Sunday, January 9, 2011

Absinthe makes the heart grow fonder

 I promised a "post-worthy" night and I think mission was accomplished, or at least I hope it was. I not only had one "cherry popped", I had another first time experience as well. Remember my Christmas Story post? Well, I'm known to never turn down a double-dog dare, so, my friend Janet decided to give me a good one. "I double-dog dare you to ask a boy out for coffee. He must live in Seattle, and you must be attracted to him. You get extra points if he's a stranger." Wow. What the fuck did I get myself into!? There's a reason some stereotypical duties of a man haven't been replaced by women. We left it that way. The very thought of risking my ego just for a simple positive one syllable word is redonkulous. But at last, I never turn down a dare (within reason, of course). Thus, I was set on enjoying a quaint dinner among friends and consuming enough liquid courage to ask a man out.
 Dinner was filled with stories of sexting, deportation, nipple piercings, skiing, and snow tubing. *Sigh* ahhhh, it's never boring with us, so of course, I was easily distracted from my mission. The night was coming to an end, and the party was dying down. My friends somehow forgot to recharge their internal batteries. I needed to complete this mission and had no back-up. What to do? What to do!? Thankfully, most of my friends got a second wind and decided to continue the night for a bit longer at Oliver's (a hotel bar less than a block away from the restaurant). They are faithful followers of my blog and couldn't let me down. "Gaby was gonna get her blog adventure!"
 "Gaby" threw in the towel as soon as she walked into that bar. LOL Guys, the place was nearly empty and let's just say it was slim pickings. I said, "Fuck it! I'm just gonna enjoy my drink, among great company, and forget my blog." If you know me well enough, you know that didn't happen. I kept wondering what will my post be about. Well, a very helpful attractive friend of mine, Ryan, pointed out that this establishment sold Absinthe. HUZZAH! This was on my "First time" to do list. Score! Bring it on. Couldn't wait to try it.
 Ladies and gents, my heart cried a sad song last night. As our waitress brought our absinthe, I'm baffled by its presentation. Where's the neon electric green liquid, and where's my flying fairy!?! I've been jipped! But at last, the show must go on! I needed an adventure and I was gonna have one. I took a swig and tried to make the best out of it. About 30 minutes later, I still didn't get the experience I thought I would get from absinthe. ALTHOUGH, after time progressed, my level of courage increased. I took the bull by the horns and went for it. I looked straight into Ryan's eyes (or at least I'd like to think I did) and said "Ryan, would you like to have coffee with me?" Of course, Ryan being the sweetheart that he is (poor, accepted. However, I forgot to mention I stupidly did this in front of our friends and thought to myself, "Did I just push this poor guy into a corner?!" Oh man, I guess I'm gonna have to not only buy his coffee to make up for it, but maybe I'm gonna have to put out too. Damn it! Why do I care so much?

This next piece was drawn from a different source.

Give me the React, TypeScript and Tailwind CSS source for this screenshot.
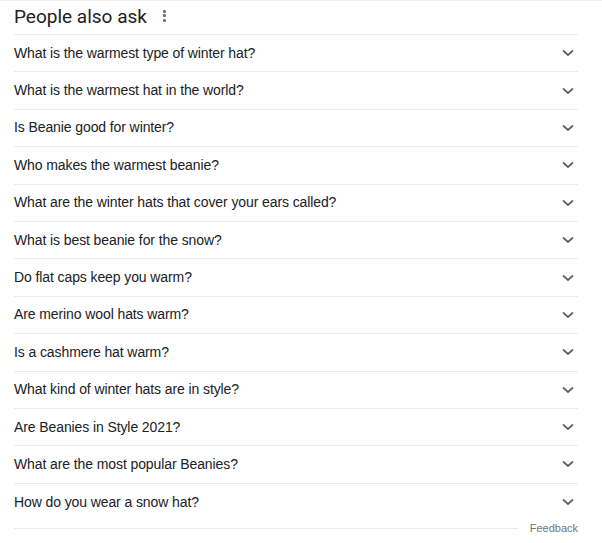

(Side note: Family members of mine, I'm not the promiscuous woman I'm portraying to be. Don't have a cow, man! and don't go snitching to mom.)

Hmmmm, I didn't get jipped. They just decided to give me the end result...I guess last night's bartender doesn't believe in foreplay. Bastard. It's all about the build up, arse!


  1. such a caring soul you are :-)

  2. by the way, that drink looks nasty!

  3. This comment has been removed by the author.

  4. hey! it looks nasty, but compared to the jager shot i took before that, it tasted delightful.